2. Key catalysts: ERC-7683 standard (monopoly premium brought by standardization)
This is the part of the Ethereum roadmap most directly related to the price of $ACX.
* Background: Across and Uniswap jointly proposed ERC-7683. This is an Ethereum proposal aimed at standardizing 'cross-chain intents.'
* Significance of the roadmap: If this standard is widely adopted (which currently seems very likely, as Uniswap is promoting it), it will become the 'universal language' of cross-chain interaction in the Ethereum ecosystem.
Price impact on $ACX:
* Traffic aggregation: Any wallet or DEX adopting ERC-7683 may see its underlying traffic directed to Across's relayer network.
* Re-rating: Once ERC-7683 becomes the industry standard, $ACX will no longer just be a 'cross-chain bridge token' but will be seen as part of the Ethereum infrastructure standard. This narrative shift typically brings in institutional funds, pushing prices beyond existing valuation ceilings.
3. Expansion of Ethereum L2 (Unichain, Base, World Chain)
The Ethereum roadmap is 'Rollup Centric.' This means there will be hundreds or thousands of L2 and L3 in the future.
* Opportunities for Across: The more chains there are, the more liquidity is dispersed, increasing the demand for 'fast cross-chain' solutions.
* Unichain effect: The Unichain launched by Uniswap is expected to generate enormous cross-chain arbitrage and trading demand. Due to the deep binding between Across and Uniswap (on a technical level), Across is likely to be the preferred path for funds entering and exiting Unichain.
Price prediction path:
* When Unichain goes live and begins generating substantial transaction fees for Across relayers, the market will expect the DAO to activate the fee switch, returning some profits to $ACX holders. This is the most anticipated price trigger for 2025.
4. Potential risks: Long-term technological replacement (Bear Case)
While currently optimistic, we must view long-term technical risks objectively:
* Atomic Composability: If Ethereum achieves true synchronous atomic interoperability through 'Shared Sequencers' in the future (i.e., contracts of L2 A can directly call contracts of L2 B without delay), then models like Across based on 'pre-funded advances' may lose some advantages.
* Impact: This is a long-term risk 3-5 years down the line. Currently, the Ethereum roadmap is still far from achieving complete atomic interoperability, and it is extremely difficult to achieve perfectly under physical latency constraints. Therefore, this is not a major threat in the current price cycle (2024-2025).
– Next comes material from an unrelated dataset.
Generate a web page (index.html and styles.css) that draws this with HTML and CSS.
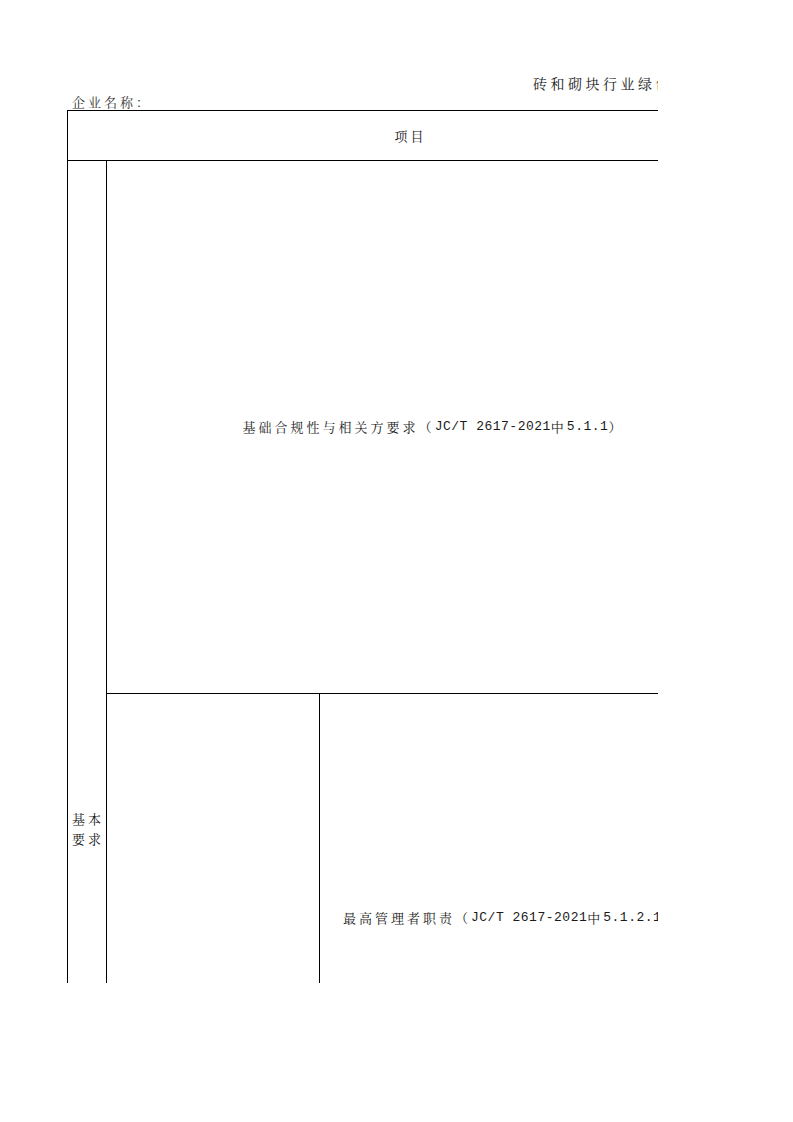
FILE: index.html
```html
<!DOCTYPE html>
<html lang="zh-CN">
<head>
<meta charset="utf-8">
<title>砖和砌块行业绿色工厂评价</title>
<link rel="stylesheet" href="styles.css">
</head>
<body>
<div class="page">
  <div class="title">砖和砌块行业绿色工厂评价要求自评表</div>
  <div class="company">企业名称：</div>
  <div class="sheet">
    <div class="cell head">项目</div>
    <div class="cell side">基本<br>要求</div>
    <div class="cell basic">基础合规性与相关方要求（<span class="lat">JC/T 2617-2021</span>中<span class="lat">5.1.1</span>）</div>
    <div class="cell blank"></div>
    <div class="cell duty">最高管理者职责（<span class="lat">JC/T 2617-2021</span>中<span class="lat">5.1.2.1-5.1.2.2</span>）</div>
    <div class="cell next-a"></div>
    <div class="cell next-b"></div>
  </div>
</div>
</body>
</html>
```

FILE: styles.css
```css
html, body {
  margin: 0;
  padding: 0;
  background: #fff;
}
.page {
  width: 658px;
  height: 983px;
  overflow: hidden;
  padding-top: 73px;
  box-sizing: border-box;
  font-family: "Noto Serif CJK SC", "Noto Sans CJK SC", serif;
  color: #1a1a1a;
  font-size: 13px;
}
.title {
  height: 20px;
  line-height: 20px;
  padding-left: 533px;
  font-size: 14px;
  letter-spacing: 3.5px;
  white-space: nowrap;
}
.company {
  height: 17px;
  line-height: 17px;
  padding-left: 72px;
  letter-spacing: 3px;
  white-space: nowrap;
  color: #333;
}
.sheet {
  margin-left: 67px;
  width: 693px;
  display: grid;
  grid-template-columns: 39px 213px 441px;
  grid-template-rows: 50px 533px 448px 355px;
  border-top: 1px solid #000;
  border-left: 1px solid #000;
  box-sizing: border-box;
}
.cell {
  border-right: 1px solid #000;
  border-bottom: 1px solid #000;
  display: flex;
  align-items: center;
  justify-content: center;
  text-align: center;
  letter-spacing: 3px;
  white-space: nowrap;
  line-height: 20px;
}
.head {
  grid-column: 1 / 4;
  padding-right: 7px;
}
.side {
  grid-column: 1;
  grid-row: 2 / 5;
  white-space: normal;
  padding-left: 2px;
}
.basic {
  grid-column: 2 / 4;
  grid-row: 2;
}
.blank {
  grid-column: 2;
  grid-row: 3;
}
.duty {
  grid-column: 3;
  grid-row: 3;
  justify-content: flex-start;
  padding-left: 23px;
}
.next-a {
  grid-column: 2;
  grid-row: 4;
}
.next-b {
  grid-column: 3;
  grid-row: 4;
}
.lat {
  font-family: "Liberation Mono", "Noto Sans CJK SC", monospace;
  letter-spacing: 0.5px;
}
```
Summary: The roadmap provides a comprehensive assessment of the price.
Ethereum's Interop roadmap is a driver for $ACX, pushing it from a 'competitive red ocean' to an 'infrastructure blue ocean.'
* Short-term (6 months): Neutral to bullish. The market is waiting for the launch of Unichain and more use cases for ERC-7683. Prices may be constrained by unlocking selling pressure.
* Mid-term (12-18 months): Extremely bullish. As the number of L2s explodes, the Ethereum ecosystem becomes highly reliant on 'intents' to solve user experience issues. Across, as the creator of ERC-7683, occupies a commanding position.
* Key indicators: 1. Is the Uniswap Wallet/Interface default integrated with Across technology?
2. Is ERC-7683 being adopted by other mainstream aggregators (like 1inch, CowSwap)?
Investment perspective: If you believe in the success of Ethereum's 'Rollup Centric' roadmap, then $ACX is one of the best beta targets betting on the 'liquidity connection layer' in that roadmap. Its value capture ability is more direct than that of pure L2 tokens (usually only for governance).